Ben Affleck is an American actor and filmmaker. He made his film debut with a minor part for The Dark End of the Street (1981), and went on to appear in several television shows, including the PBS educational program The Voyage of the Mimi (1984). Affleck played an antisemite in the sports film School Ties (1992) and featured as a regular on the television drama Against the Grain (1993). He gained attention for playing the supporting part of a high-school senior in Richard Linklater's cult film Dazed and Confused (1993), after which he had his first leading role in Rich Wilkes's comedy Glory Daze (1995).

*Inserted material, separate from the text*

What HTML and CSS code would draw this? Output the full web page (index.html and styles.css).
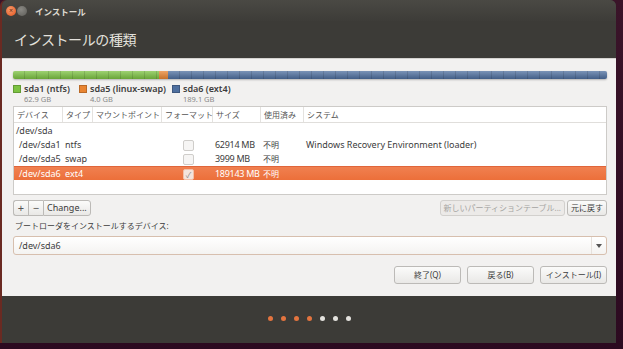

In 1997, Affleck played a comics artist in Smith's art-house success Chasing Amy. He co-wrote the script and starred with Matt Damon in Gus Van Sant's drama film Good Will Hunting , for which they won the Academy Award for Best Original Screenplay. He next starred with Bruce Willis in Michael Bay's $554 million-grossing science fiction film Armageddon (1998), which proved to be his biggest commercial success to that point. In 2000, Affleck co-formed a production company named LivePlanet, which produced Project Greenlight (2001–05, 2015), a television series that provides training to first-time filmmakers. He has served as the executive producer of several projects directed by the winners of the show. Affleck starred in Bay's war film Pearl Harbor (2001), which despite negative reviews was a box office hit. His career subsequently went through a period of decline when he starred in a series of critical and commercial failures, including Gigli (2003). He made a comeback with the biopic Hollywoodland (2006), in which his portrayal of George Reeves earned him a Golden Globe nomination.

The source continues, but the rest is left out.